Florida’s Tea Party activists say they will accept nothing short of requiring every employer to check the immigration status of their workers through the federal E-verify program in January when legislators convene in regular session. But armed with the support of Florida’s powerful agriculture and business groups, the same legislative leaders who last year promised Arizona-style immigration reform are now barely offering tentative support for it.
The Herald adds: “House Speaker Dean Cannon, whose chamber proposed but never passed an Arizona-style immigration enforcement plan last year, said that immigration reform may take a back seat to balancing the budget, reapportionment and strengthening the economy.”

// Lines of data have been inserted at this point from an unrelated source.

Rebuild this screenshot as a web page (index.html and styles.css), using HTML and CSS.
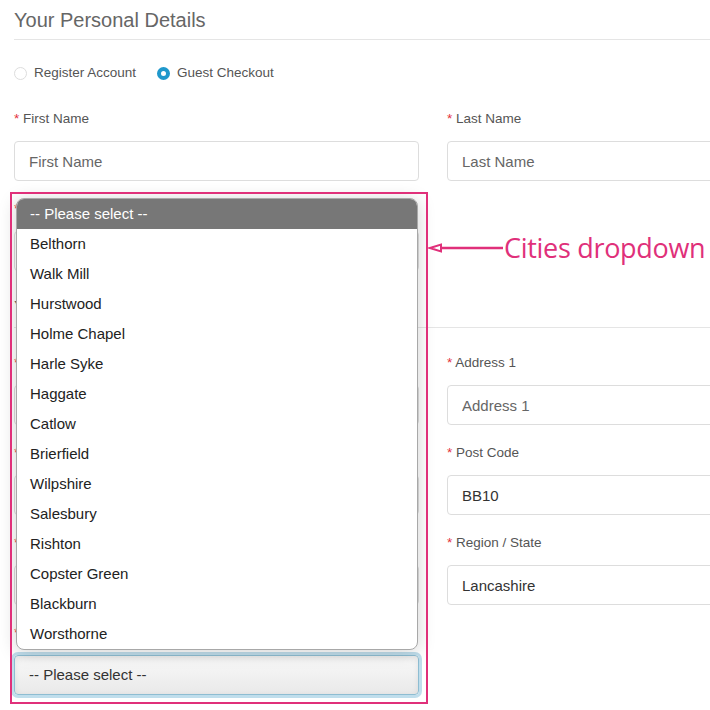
FILE: index.html
```html
<!DOCTYPE html>
<html>
<head>
<meta charset="UTF-8">
<title>Checkout</title>
<link rel="stylesheet" href="styles.css">
</head>
<body>
<div class="page">
  <h2 class="legend">Your Personal Details</h2>
  <div class="radios">
    <label class="radio"><span class="dot"></span>Register Account</label>
    <label class="radio"><span class="dot on"></span>Guest Checkout</label>
  </div>

  <div class="row first">
    <div class="field">
      <label class="lbl"><span class="req">*</span> First Name</label>
      <input class="box" type="text" placeholder="First Name">
    </div>
    <div class="field">
      <label class="lbl"><span class="req">*</span> Last Name</label>
      <input class="box" type="text" placeholder="Last Name">
    </div>
    <div class="field">
      <label class="lbl"><span class="req">*</span> E-Mail</label>
      <input class="box" type="text" placeholder="E-Mail">
    </div>
  </div>

  <h2 class="legend second">Your Address</h2>

  <div class="row">
    <div class="field">
      <label class="lbl"><span class="req">*</span> Company</label>
      <input class="box" type="text" placeholder="Company">
    </div>
    <div class="field">
      <label class="lbl"><span class="req">*</span> Address 1</label>
      <input class="box" type="text" placeholder="Address 1">
    </div>
    <div class="field">
      <label class="lbl"><span class="req">*</span> Address 2</label>
      <input class="box" type="text" placeholder="Address 2">
    </div>
    <div class="field">
      <label class="lbl"><span class="req">*</span> Post Code</label>
      <input class="box" type="text" value="BB10">
    </div>
    <div class="field">
      <label class="lbl"><span class="req">*</span> Country</label>
      <input class="box" type="text" value="United Kingdom">
    </div>
    <div class="field">
      <label class="lbl"><span class="req">*</span> Region / State</label>
      <input class="box" type="text" value="Lancashire">
    </div>
    <div class="field">
      <label class="lbl"><span class="req">*</span> City</label>
      <div class="select-wrap">
        <div class="select">-- Please select --</div>

        <ul class="options">
          <li class="head">-- Please select --</li>
          <li>Belthorn</li>
          <li>Walk Mill</li>
          <li>Hurstwood</li>
          <li>Holme Chapel</li>
          <li>Harle Syke</li>
          <li>Haggate</li>
          <li>Catlow</li>
          <li>Brierfield</li>
          <li>Wilpshire</li>
          <li>Salesbury</li>
          <li>Rishton</li>
          <li>Copster Green</li>
          <li>Blackburn</li>
          <li>Worsthorne</li>
        </ul>

        <div class="mark">
          <div class="note">
            <svg class="arrow" width="76" height="12" viewBox="0 0 76 12">
              <path d="M75 6 H4" stroke="#e0307a" stroke-width="2.5" fill="none"/>
              <path d="M2 6 L13 2.5 L13 9.5 Z" stroke="#e0307a" stroke-width="2" fill="#fff"/>
            </svg>
            <span>Cities dropdown</span>
          </div>
        </div>
      </div>
    </div>
  </div>
</div>
</body>
</html>
```
FILE: styles.css
```css
html, body {
    margin: 0;
    overflow: hidden;
    background: #fff;
}
body {
    font-family: Arial, "Liberation Sans", sans-serif;
    color: #555;
}
.page {
    width: 900px;
    padding: 6px 0 0 14px;
}
.legend {
    margin: 0;
    font-size: 20px;
    font-weight: normal;
    line-height: 28px;
    color: #666;
    padding-bottom: 5px;
    border-bottom: 1px solid #e5e5e5;
}
.legend.second {
    margin-top: 5px;
}
.radios {
    margin-top: 23px;
    display: flex;
    gap: 21px;
    height: 20px;
}
.radio {
    display: flex;
    align-items: center;
    font-size: 13.5px;
    line-height: 20px;
    color: #555;
}
.dot {
    width: 11px;
    height: 11px;
    border: 1px solid #ddd;
    border-radius: 50%;
    margin-right: 7px;
    box-sizing: content-box;
}
.dot.on {
    width: 5px;
    height: 5px;
    border: 4px solid #1f98cc;
    background: #fff;
}

.row {
    display: grid;
    grid-template-columns: 405px 405px;
    column-gap: 28px;
    margin-top: 25px;
}
.row.first {
    margin-top: 26px;
}
.field {
    margin-bottom: 18px;
}
.lbl {
    display: block;
    font-size: 13.5px;
    line-height: 20px;
    margin-bottom: 12px;
    color: #555;
}
.req {
    color: #e4303c;
}
.box {
    display: block;
    box-sizing: border-box;
    width: 100%;
    height: 40px;
    border: 1px solid #ddd;
    border-radius: 4px;
    padding: 0 14px;
    font-family: Arial, "Liberation Sans", sans-serif;
    font-size: 15px;
    color: #333;
    background: #fff;
}
.box::placeholder {
    color: #666;
}

.select-wrap {
    position: relative;
}
.select {
    box-sizing: border-box;
    height: 40px;
    border: 1px solid #8ebdd2;
    border-radius: 4px;
    padding: 0 14px;
    font-size: 15px;
    line-height: 38px;
    color: #333;
    background: linear-gradient(#f9f9f9, #e9e9e9);
    box-shadow: 0 0 0 3px rgba(140, 195, 220, 0.55), inset 0 2px 6px rgba(0, 0, 0, 0.08);
}

.options {
    position: absolute;
    left: 2px;
    bottom: calc(100% + 5px);
    width: 402px;
    margin: 0;
    padding: 0;
    list-style: none;
    background: #fff;
    border: 1px solid #a8a8a8;
    border-radius: 8px;
    overflow: hidden;
    box-shadow: 0 2px 18px rgba(0, 0, 0, 0.18);
    box-sizing: border-box;
}
.options li {
    height: 30px;
    line-height: 30px;
    padding-left: 13px;
    font-size: 15px;
    color: #222;
}
.options li.head {
    background: #777;
    color: #fff;
}

.mark {
    position: absolute;
    left: -4px;
    top: -463px;
    width: 418px;
    height: 512px;
    border: 2px solid #e0307a;
    box-sizing: border-box;
    pointer-events: none;
}
.note {
    position: absolute;
    left: 416px;
    top: 35px;
    display: flex;
    align-items: center;
    white-space: nowrap;
}
.arrow {
    display: block;
}
.note span {
    font-family: "Open Sans", sans-serif;
    font-size: 27px;
    color: #e0307a;
    letter-spacing: -0.3px;
}
```
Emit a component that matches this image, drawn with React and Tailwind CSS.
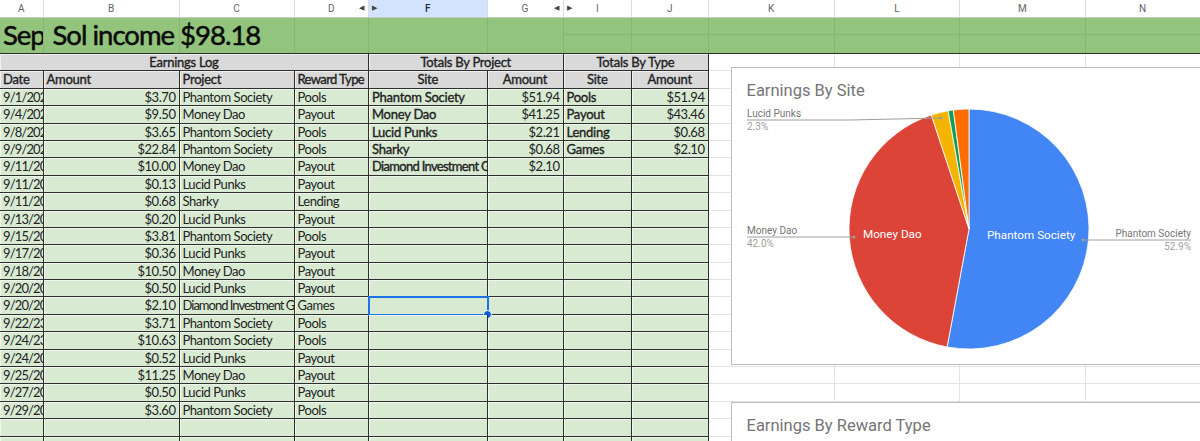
const columns = ["A", "B", "C", "D", "F", "G", "I", "J", "K", "L", "M", "N"]
const gridCols =
  "grid grid-cols-[43.5px_136px_115px_74.5px_118.5px_76px_68.5px_76.5px_126.5px_125px_125.5px_115px]"

const log = [
  ["9/1/2023", "$3.70", "Phantom Society", "Pools"],
  ["9/4/2023", "$9.50", "Money Dao", "Payout"],
  ["9/8/2023", "$3.65", "Phantom Society", "Pools"],
  ["9/9/2023", "$22.84", "Phantom Society", "Pools"],
  ["9/11/2023", "$10.00", "Money Dao", "Payout"],
  ["9/11/2023", "$0.13", "Lucid Punks", "Payout"],
  ["9/11/2023", "$0.68", "Sharky", "Lending"],
  ["9/13/2023", "$0.20", "Lucid Punks", "Payout"],
  ["9/15/2023", "$3.81", "Phantom Society", "Pools"],
  ["9/17/2023", "$0.36", "Lucid Punks", "Payout"],
  ["9/18/2023", "$10.50", "Money Dao", "Payout"],
  ["9/20/2023", "$0.50", "Lucid Punks", "Payout"],
  ["9/20/2023", "$2.10", "Diamond Investment Group", "Games"],
  ["9/22/23", "$3.71", "Phantom Society", "Pools"],
  ["9/24/23", "$10.63", "Phantom Society", "Pools"],
  ["9/24/2023", "$0.52", "Lucid Punks", "Payout"],
  ["9/25/2023", "$11.25", "Money Dao", "Payout"],
  ["9/27/2023", "$0.50", "Lucid Punks", "Payout"],
  ["9/29/2023", "$3.60", "Phantom Society", "Pools"],
  ["", "", "", ""],
  ["", "", "", ""],
]

const byProject = [
  ["Phantom Society", "$51.94"],
  ["Money Dao", "$41.25"],
  ["Lucid Punks", "$2.21"],
  ["Sharky", "$0.68"],
  ["Diamond Investment Group", "$2.10"],
]

const byType = [
  ["Pools", "$51.94"],
  ["Payout", "$43.46"],
  ["Lending", "$0.68"],
  ["Games", "$2.10"],
]

const slices = [
  { color: "#4285f4", from: 0, to: 190.5 },
  { color: "#db4437", from: 190.5, to: 341.7 },
  { color: "#f4b400", from: 341.7, to: 350 },
  { color: "#0f9d58", from: 350, to: 352.5 },
  { color: "#ff6d01", from: 352.5, to: 360 },
]

const green = "bg-[#d9ead3] shadow-[inset_1px_1px_0_#f0f6ed]"
const gray = "bg-[#d9d9d9] shadow-[inset_1px_1px_0_#efefef]"
// Lato's real bold runs much wider than the sheet's font
const heavy = "[-webkit-text-stroke:0.35px_#222]"

function slicePath(from, to) {
  const cx = 969
  const cy = 229
  const r = 120
  const point = (deg) => {
    const a = (deg * Math.PI) / 180
    return `${(cx + r * Math.sin(a)).toFixed(2)} ${(cy - r * Math.cos(a)).toFixed(2)}`
  }
  const large = to - from > 180 ? 1 : 0
  return `M${cx} ${cy}L${point(from)}A${r} ${r} 0 ${large} 1 ${point(to)}Z`
}

function Cell({ children, className = "", tracking = "tracking-[-0.45px]" }) {
  return (
    <div
      className={`overflow-hidden whitespace-nowrap border-r border-b border-[#2e2e2e] px-[3px] text-[13px] leading-[16px] text-[#222] ${tracking} ${className}`}
    >
      {children}
    </div>
  )
}

function HeaderCell({ children, className = "", tracking = "tracking-[-0.25px]" }) {
  return (
    <Cell className={`${gray} ${heavy} ${className}`} tracking={tracking}>
      {children}
    </Cell>
  )
}

function DataRow({ row, project, type, selected }) {
  const long = row[2].length > 20
  const longProject = project && project[0].length > 20
  return (
    <>
      <Cell className={green} tracking="tracking-[-0.85px]">{row[0]}</Cell>
      <Cell className={`${green} text-right`}>{row[1]}</Cell>
      <Cell className={green} tracking={long ? "tracking-[-1px]" : "tracking-[-0.45px]"}>{row[2]}</Cell>
      <Cell className={green}>{row[3]}</Cell>
      <div className="relative">
        <Cell className={`${green} ${heavy} h-full`} tracking={longProject ? "tracking-[-0.7px]" : "tracking-[-0.25px]"}>{project?.[0]}</Cell>
        {selected && (
          <div className="absolute -top-px -left-px -right-px -bottom-px border-2 border-[#1a73e8]">
            <span className="absolute -right-[5px] -bottom-[5px] h-[9px] w-[9px] rounded-full border border-white bg-[#0b5ed7]" />
          </div>
        )}
      </div>
      <Cell className={`${green} text-right`}>{project?.[1]}</Cell>
      <Cell className={`${green} ${heavy}`} tracking="tracking-[-0.25px]">{type?.[0]}</Cell>
      <Cell className={`${green} text-right`}>{type?.[1]}</Cell>
      <BlankCells />
    </>
  )
}

function BlankCells() {
  return (
    <>
      <div className="border-r border-b border-[#e2e3e3]" />
      <div className="border-r border-b border-[#e2e3e3]" />
      <div className="border-r border-b border-[#e2e3e3]" />
      <div className="border-b border-[#e2e3e3]" />
    </>
  )
}

function ColumnHeaders() {
  return (
    <div className={`${gridCols} h-[18px] border-b border-[#c7c7c7] font-['Roboto',sans-serif] text-[10px] text-[#5f6368]`}>
      {columns.map((c) => (
        <div
          key={c}
          className={`relative flex items-center justify-center border-r border-[#dadce0] ${c === "F" ? "bg-[#d3e3fd] font-medium text-[#1f2a44]" : ""}`}
        >
          {c}
          {(c === "D" || c === "G") && <span className="absolute right-[4px] text-[7px] text-[#444]">◀</span>}
          {(c === "F" || c === "I") && <span className="absolute left-[3px] text-[7px] text-[#444]">▶</span>}
        </div>
      ))}
    </div>
  )
}

function TitleRow() {
  return (
    <div className={`${gridCols} h-[35px] bg-[#93c47d] font-['Lato',sans-serif] text-[27.5px] leading-[34px] tracking-[-1px] text-[#0b0b0b] [-webkit-text-stroke:0.5px_#0b0b0b]`}>
      {columns.map((c, i) => (
        <div key={c} className={`border-r border-[#86b572] whitespace-nowrap ${c === "A" ? "overflow-hidden pl-[3px]" : ""} ${c === "B" ? "pl-[9px]" : ""}`}>
          {c === "A" && "Sep"}
          {c === "B" && "Sol income $98.18"}
          {i >= 6 && <div className="h-[17px] border-b border-[#86b572]" />}
        </div>
      ))}
    </div>
  )
}

function ChartCard({ title, className = "", children }) {
  return (
    <div className={`absolute left-[731px] w-[470px] border-[1.5px] border-[#bdbdbd] bg-white font-['Roboto',sans-serif] ${className}`}>
      <h2 className="pt-[12.5px] pl-[14.5px] text-[16.5px] leading-[20px] text-[#757575]">{title}</h2>
      {children}
    </div>
  )
}

function SitePie() {
  return (
    <svg className="absolute -left-[1.5px] -top-[1.5px]" width="470" height="298" viewBox="731 67 470 298" fontFamily="Roboto, sans-serif">
      {slices.map((s) => (
        <path key={s.color} d={slicePath(s.from, s.to)} fill={s.color} stroke="#fff" strokeWidth="0.8" />
      ))}
      <g stroke="#9e9e9e" strokeWidth="1" fill="none">
        <path d="M747 120H850L941 118" />
        <path d="M747 237H854" />
        <path d="M1083 240H1191" />
      </g>
      <g fill="#9e9e9e">
        <circle cx="941" cy="118" r="1.5" />
        <circle cx="854" cy="237" r="1.5" />
        <circle cx="1083" cy="240" r="1.5" />
      </g>
      <g fontSize="10" fill="#757575">
        <text x="747" y="117">Lucid Punks</text>
        <text x="747" y="234">Money Dao</text>
        <text x="1191" y="236.5" textAnchor="end">Phantom Society</text>
      </g>
      <g fontSize="10" fill="#9e9e9e">
        <text x="747" y="130">2.3%</text>
        <text x="747" y="247">42.0%</text>
        <text x="1191" y="250" textAnchor="end">52.9%</text>
      </g>
      <g fontSize="11.7" fill="#fff">
        <text x="863" y="238">Money Dao</text>
        <text x="987" y="239">Phantom Society</text>
      </g>
    </svg>
  )
}

export default function App() {
  return (
    <div className="relative h-[441px] w-[1200px] overflow-hidden bg-white font-['Lato',sans-serif]">
      <ColumnHeaders />
      <TitleRow />

      <div className={`${gridCols} auto-rows-[17.4px] border-t border-[#2e2e2e]`}>
        <HeaderCell className="col-span-4 text-center">Earnings Log</HeaderCell>
        <HeaderCell className="col-span-2 text-center">Totals By Project</HeaderCell>
        <HeaderCell className="col-span-2 text-center">Totals By Type</HeaderCell>
        <BlankCells />

        <HeaderCell>Date</HeaderCell>
        <HeaderCell>Amount</HeaderCell>
        <HeaderCell>Project</HeaderCell>
        <HeaderCell tracking="tracking-[-0.6px]">Reward Type</HeaderCell>
        <HeaderCell className="text-center">Site</HeaderCell>
        <HeaderCell className="text-center">Amount</HeaderCell>
        <HeaderCell className="text-center">Site</HeaderCell>
        <HeaderCell className="text-center">Amount</HeaderCell>
        <BlankCells />

        {log.map((row, i) => (
          <DataRow key={i} row={row} project={byProject[i]} type={byType[i]} selected={i === 12} />
        ))}
      </div>

      <ChartCard title="Earnings By Site" className="top-[67px] h-[298px]">
        <SitePie />
      </ChartCard>
      <ChartCard title="Earnings By Reward Type" className="top-[402px] h-[60px]" />
    </div>
  )
}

Florida Senate President Mike Haridopolis, R-Merritt Island, said last week that his chamber would pass the same immigration bill it passed in the 2011 session. At this year’s RedState Gathering, Gov. Rick Scott said that an immigration enforcement bill “will happen this session.”
According to Numbers USA — an organization that wants “lower immigration levels” — Perry’s results in the Florida straw poll can be blamed on his weak stance on immigration enforcement. The group writes that “Texas Gov. Rick Perry is proving that appearing to be more concerned about illegal-alien workers than about unemployed Americans doesn’t work in Republican primaries.”
According to Immigration Daily, an immigration law publisher, “during the Republican presidential debate in Florida, Governor Rick Perry’s stand on immigration landed him in second in the straw poll. The issue that cost him a large number of supporters was his support of the Texas bill that made Texas the first state to let illegal immigrant children pay in-state college tuition.”
The Daily adds that despite this position on college tuition, Perry “opposes the DREAM Act, opposes amnesty for illegal immigrants, and has spent ten years and $400 million securing Texas’ border from illegal immigration.”
The Immigration Policy Center adds to the debate, stating that Perry’s Republican opponents “mischaracterize in-state tuition for unauthorized immigrants, claiming that it comes at the expense of native-born students.” The Policy Center argues that “providing in-state tuition is the government’s recognition that kids who have already been educated in the state should be able to complete that education.”